Stored data entries:
## START

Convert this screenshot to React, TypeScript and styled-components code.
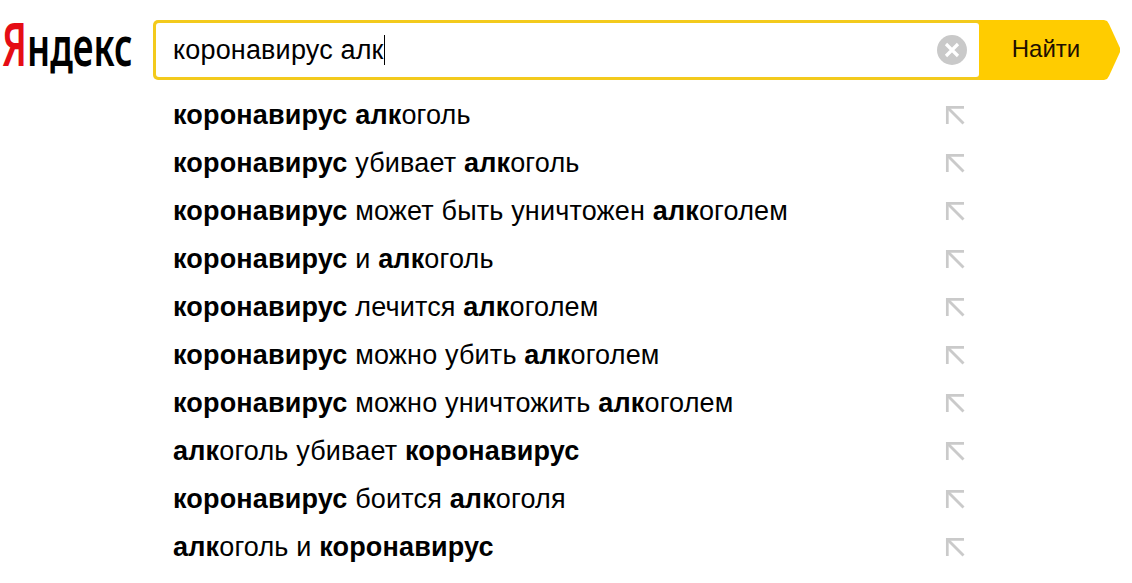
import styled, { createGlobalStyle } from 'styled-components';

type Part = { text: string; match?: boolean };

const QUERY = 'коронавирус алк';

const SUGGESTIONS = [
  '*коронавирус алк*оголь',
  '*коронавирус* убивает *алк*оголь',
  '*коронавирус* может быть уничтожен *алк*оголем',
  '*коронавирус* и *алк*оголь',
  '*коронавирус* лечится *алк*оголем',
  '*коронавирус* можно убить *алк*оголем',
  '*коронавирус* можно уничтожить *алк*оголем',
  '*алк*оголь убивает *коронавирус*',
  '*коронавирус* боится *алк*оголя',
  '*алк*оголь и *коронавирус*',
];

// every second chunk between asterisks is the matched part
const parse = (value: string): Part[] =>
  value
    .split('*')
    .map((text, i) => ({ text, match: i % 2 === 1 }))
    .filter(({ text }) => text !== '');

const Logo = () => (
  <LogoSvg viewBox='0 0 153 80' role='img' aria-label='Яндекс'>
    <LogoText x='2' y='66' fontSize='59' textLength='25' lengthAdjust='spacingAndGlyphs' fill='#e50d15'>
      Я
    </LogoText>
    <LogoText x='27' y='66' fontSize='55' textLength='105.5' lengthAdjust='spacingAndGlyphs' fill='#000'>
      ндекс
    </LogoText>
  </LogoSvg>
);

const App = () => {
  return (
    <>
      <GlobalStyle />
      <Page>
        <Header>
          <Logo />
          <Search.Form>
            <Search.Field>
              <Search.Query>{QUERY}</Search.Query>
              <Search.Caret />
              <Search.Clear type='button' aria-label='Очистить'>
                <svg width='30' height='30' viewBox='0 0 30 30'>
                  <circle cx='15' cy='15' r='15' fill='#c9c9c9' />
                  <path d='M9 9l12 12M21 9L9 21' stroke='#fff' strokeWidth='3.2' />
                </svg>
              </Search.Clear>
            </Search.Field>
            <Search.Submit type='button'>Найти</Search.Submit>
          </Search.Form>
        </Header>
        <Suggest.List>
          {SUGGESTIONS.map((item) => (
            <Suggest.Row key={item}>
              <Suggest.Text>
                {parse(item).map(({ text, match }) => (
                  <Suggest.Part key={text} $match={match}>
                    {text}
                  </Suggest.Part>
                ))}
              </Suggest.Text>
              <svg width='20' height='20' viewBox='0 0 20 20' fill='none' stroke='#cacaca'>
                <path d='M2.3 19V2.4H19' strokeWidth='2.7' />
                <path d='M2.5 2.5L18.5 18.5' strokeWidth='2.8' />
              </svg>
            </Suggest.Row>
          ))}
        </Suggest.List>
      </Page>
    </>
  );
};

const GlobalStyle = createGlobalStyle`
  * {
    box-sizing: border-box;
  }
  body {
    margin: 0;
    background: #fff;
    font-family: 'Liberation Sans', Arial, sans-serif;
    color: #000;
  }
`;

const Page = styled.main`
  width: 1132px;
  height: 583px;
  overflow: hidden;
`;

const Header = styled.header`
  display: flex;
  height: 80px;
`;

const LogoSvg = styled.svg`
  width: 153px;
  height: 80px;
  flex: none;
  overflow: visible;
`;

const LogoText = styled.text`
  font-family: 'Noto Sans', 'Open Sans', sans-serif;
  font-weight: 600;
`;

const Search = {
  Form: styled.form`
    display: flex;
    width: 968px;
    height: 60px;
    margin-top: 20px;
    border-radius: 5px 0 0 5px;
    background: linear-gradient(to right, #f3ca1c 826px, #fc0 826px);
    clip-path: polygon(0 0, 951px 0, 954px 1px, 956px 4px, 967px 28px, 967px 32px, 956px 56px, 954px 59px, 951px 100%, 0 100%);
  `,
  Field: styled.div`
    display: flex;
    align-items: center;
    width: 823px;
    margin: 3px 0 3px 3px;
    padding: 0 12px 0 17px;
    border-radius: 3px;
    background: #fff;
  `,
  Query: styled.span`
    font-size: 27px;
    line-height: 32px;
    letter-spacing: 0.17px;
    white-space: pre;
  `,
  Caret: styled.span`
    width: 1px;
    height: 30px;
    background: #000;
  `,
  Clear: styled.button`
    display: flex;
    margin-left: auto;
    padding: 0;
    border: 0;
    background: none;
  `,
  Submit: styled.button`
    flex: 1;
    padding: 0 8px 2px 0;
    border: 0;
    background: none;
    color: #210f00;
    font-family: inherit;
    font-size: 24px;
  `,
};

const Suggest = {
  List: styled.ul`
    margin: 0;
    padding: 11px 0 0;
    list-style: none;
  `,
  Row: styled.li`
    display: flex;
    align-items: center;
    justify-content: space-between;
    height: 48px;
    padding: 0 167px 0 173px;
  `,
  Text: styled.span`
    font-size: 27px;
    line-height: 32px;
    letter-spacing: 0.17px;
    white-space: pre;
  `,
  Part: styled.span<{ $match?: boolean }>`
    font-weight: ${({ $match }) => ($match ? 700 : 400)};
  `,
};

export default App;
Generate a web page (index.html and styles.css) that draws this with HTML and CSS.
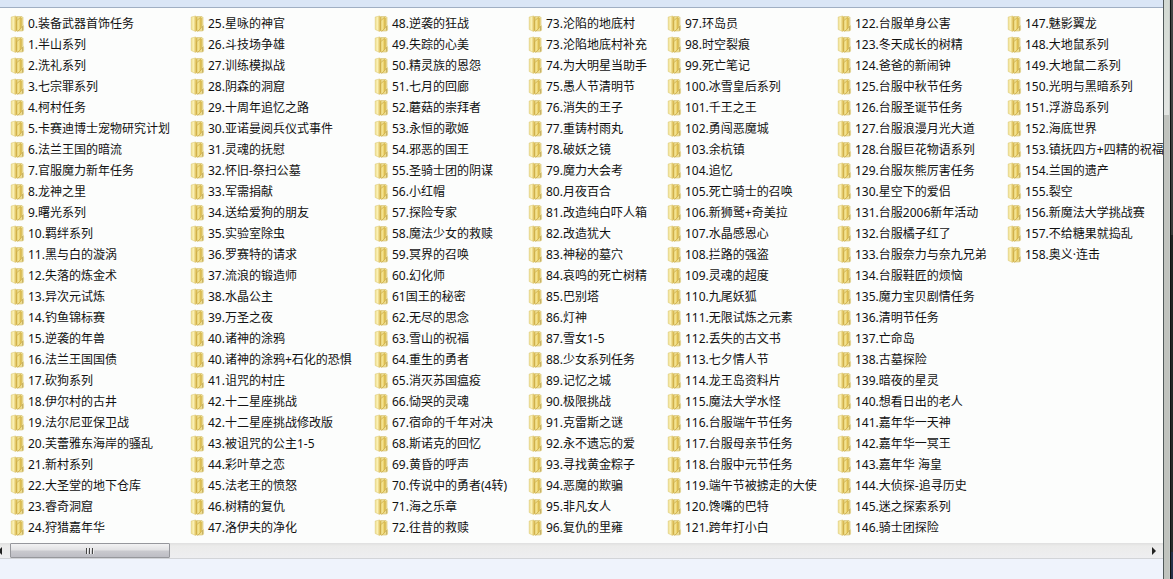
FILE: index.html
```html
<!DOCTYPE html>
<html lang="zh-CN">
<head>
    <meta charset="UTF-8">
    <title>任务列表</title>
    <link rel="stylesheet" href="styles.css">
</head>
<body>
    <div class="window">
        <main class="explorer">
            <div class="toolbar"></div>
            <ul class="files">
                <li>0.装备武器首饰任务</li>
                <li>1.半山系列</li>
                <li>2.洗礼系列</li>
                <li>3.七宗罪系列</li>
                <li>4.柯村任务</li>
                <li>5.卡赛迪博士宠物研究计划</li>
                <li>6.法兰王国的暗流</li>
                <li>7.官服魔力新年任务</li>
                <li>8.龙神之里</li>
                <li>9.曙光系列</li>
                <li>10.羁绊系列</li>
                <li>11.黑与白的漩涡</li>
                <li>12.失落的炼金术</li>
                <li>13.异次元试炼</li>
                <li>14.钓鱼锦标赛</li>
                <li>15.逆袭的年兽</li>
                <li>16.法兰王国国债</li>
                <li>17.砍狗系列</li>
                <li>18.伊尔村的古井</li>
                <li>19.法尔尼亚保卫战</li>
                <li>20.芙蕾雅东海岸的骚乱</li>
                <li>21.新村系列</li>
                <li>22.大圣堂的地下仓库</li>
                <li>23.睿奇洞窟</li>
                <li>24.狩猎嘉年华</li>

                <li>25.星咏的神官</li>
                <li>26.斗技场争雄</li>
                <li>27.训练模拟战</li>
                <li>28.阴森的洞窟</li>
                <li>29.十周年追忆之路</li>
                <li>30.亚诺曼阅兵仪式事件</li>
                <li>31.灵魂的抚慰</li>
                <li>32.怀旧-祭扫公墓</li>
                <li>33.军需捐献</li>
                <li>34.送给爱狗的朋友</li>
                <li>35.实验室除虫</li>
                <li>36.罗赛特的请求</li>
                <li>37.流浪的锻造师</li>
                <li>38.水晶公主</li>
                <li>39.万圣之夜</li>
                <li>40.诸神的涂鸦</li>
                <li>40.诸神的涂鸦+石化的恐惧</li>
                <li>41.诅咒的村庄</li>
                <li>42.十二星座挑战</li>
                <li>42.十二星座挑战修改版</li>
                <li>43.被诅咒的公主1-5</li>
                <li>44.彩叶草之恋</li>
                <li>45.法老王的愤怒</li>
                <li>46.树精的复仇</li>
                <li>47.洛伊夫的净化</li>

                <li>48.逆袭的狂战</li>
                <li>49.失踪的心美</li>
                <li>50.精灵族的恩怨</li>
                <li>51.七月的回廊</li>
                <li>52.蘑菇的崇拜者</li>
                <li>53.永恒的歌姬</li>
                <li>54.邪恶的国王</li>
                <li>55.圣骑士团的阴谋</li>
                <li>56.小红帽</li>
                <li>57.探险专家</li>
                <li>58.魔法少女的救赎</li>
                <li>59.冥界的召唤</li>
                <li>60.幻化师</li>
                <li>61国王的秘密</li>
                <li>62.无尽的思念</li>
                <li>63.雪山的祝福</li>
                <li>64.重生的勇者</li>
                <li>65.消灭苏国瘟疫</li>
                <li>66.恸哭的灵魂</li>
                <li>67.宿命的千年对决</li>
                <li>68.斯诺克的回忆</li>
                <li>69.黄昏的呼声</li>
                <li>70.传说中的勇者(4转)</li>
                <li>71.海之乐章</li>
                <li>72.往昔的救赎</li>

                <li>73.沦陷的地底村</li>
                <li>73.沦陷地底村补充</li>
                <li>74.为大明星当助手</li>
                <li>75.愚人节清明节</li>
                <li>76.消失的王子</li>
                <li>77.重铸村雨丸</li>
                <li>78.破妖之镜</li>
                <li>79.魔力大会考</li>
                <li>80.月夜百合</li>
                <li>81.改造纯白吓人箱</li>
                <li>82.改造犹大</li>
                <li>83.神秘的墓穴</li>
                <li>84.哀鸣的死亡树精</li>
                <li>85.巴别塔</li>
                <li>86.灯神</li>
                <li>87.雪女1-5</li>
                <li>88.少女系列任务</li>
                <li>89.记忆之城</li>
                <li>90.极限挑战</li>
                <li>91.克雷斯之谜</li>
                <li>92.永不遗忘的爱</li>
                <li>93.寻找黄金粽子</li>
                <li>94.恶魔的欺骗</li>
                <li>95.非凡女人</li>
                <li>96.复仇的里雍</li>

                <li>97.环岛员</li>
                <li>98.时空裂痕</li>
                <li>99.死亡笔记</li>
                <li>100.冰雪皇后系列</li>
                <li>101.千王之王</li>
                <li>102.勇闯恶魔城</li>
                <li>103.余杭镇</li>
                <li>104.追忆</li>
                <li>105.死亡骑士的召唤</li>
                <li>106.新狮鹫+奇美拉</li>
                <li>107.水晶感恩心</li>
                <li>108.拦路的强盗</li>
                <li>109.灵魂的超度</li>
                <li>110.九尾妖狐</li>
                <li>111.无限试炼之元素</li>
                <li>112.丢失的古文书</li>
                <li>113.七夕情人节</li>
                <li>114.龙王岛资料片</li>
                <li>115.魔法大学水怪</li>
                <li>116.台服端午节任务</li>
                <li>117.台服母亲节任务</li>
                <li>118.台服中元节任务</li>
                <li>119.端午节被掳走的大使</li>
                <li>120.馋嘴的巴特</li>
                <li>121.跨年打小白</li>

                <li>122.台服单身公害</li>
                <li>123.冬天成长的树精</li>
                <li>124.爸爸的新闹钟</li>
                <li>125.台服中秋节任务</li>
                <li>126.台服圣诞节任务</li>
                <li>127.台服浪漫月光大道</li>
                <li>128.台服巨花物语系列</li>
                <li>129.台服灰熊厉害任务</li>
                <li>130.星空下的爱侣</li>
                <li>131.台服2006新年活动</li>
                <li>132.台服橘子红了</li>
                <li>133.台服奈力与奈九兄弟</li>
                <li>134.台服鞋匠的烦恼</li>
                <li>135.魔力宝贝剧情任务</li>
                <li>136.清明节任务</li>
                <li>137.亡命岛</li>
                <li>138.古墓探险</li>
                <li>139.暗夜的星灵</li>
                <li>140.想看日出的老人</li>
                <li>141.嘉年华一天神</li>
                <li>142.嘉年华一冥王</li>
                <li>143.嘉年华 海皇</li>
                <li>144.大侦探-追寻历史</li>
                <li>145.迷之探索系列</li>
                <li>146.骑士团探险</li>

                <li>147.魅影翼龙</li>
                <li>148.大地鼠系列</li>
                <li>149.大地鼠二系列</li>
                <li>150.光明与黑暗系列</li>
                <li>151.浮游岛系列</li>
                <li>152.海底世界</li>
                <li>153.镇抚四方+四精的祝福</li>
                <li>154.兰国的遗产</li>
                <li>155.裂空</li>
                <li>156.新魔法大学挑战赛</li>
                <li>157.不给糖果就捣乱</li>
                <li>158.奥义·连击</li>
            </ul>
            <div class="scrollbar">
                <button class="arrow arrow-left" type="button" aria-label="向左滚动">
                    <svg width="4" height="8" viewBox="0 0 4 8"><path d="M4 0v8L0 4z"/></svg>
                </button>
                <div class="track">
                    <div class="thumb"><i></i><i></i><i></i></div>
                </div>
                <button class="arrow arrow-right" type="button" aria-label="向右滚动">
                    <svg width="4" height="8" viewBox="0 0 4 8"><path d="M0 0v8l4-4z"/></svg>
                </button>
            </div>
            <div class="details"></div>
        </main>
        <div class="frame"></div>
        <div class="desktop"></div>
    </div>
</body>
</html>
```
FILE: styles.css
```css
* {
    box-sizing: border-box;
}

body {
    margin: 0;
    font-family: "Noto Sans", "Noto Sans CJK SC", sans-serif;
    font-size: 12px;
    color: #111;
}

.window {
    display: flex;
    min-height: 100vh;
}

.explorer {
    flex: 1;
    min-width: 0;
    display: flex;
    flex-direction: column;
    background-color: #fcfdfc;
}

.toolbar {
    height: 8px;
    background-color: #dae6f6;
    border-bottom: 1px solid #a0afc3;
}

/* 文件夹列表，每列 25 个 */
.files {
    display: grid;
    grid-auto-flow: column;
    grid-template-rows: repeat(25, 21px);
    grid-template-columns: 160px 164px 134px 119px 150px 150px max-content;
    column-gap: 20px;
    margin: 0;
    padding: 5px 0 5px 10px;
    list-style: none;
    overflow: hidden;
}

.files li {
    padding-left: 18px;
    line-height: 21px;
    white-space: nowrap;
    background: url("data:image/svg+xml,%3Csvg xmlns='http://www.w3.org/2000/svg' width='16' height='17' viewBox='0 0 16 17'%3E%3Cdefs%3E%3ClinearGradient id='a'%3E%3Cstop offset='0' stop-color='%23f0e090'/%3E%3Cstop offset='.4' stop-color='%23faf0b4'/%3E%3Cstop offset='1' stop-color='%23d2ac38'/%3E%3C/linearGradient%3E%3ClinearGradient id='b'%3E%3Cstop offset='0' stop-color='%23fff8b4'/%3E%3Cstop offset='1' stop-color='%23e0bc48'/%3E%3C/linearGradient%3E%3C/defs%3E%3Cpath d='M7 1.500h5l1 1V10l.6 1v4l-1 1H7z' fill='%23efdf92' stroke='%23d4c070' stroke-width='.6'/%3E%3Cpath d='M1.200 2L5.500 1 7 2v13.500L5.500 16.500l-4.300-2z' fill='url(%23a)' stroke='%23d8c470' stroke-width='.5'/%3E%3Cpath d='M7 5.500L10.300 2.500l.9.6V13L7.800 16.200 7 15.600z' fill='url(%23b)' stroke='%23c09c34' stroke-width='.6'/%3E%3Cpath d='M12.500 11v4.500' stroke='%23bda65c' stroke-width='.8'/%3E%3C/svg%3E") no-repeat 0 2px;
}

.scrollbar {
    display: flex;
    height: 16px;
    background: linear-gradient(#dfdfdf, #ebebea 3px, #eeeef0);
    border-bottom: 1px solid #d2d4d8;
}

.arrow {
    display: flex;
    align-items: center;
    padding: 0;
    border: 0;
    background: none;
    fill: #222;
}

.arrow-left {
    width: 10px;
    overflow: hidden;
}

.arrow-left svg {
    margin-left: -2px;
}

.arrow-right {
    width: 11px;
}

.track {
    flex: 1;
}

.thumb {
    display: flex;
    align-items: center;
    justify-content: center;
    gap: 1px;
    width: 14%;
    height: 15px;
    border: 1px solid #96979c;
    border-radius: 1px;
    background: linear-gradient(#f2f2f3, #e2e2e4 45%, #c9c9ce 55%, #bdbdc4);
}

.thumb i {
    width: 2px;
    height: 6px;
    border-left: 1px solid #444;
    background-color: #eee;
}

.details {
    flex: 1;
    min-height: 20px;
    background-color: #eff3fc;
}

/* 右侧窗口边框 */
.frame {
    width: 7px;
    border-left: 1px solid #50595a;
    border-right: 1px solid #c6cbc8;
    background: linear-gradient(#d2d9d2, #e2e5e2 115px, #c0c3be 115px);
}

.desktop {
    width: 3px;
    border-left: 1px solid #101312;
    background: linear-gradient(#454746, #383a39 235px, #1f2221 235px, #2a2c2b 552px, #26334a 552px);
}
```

## END

The problem:
Please return, exactly as written, the lines from the first line of the records above through the line containing "const QUERY = 'коронавирус алк';", both included, leaving out any pictures.

Written solution:
Convert this screenshot to React, TypeScript and styled-components code.
import styled, { createGlobalStyle } from 'styled-components';

type Part = { text: string; match?: boolean };

const QUERY = 'коронавирус алк';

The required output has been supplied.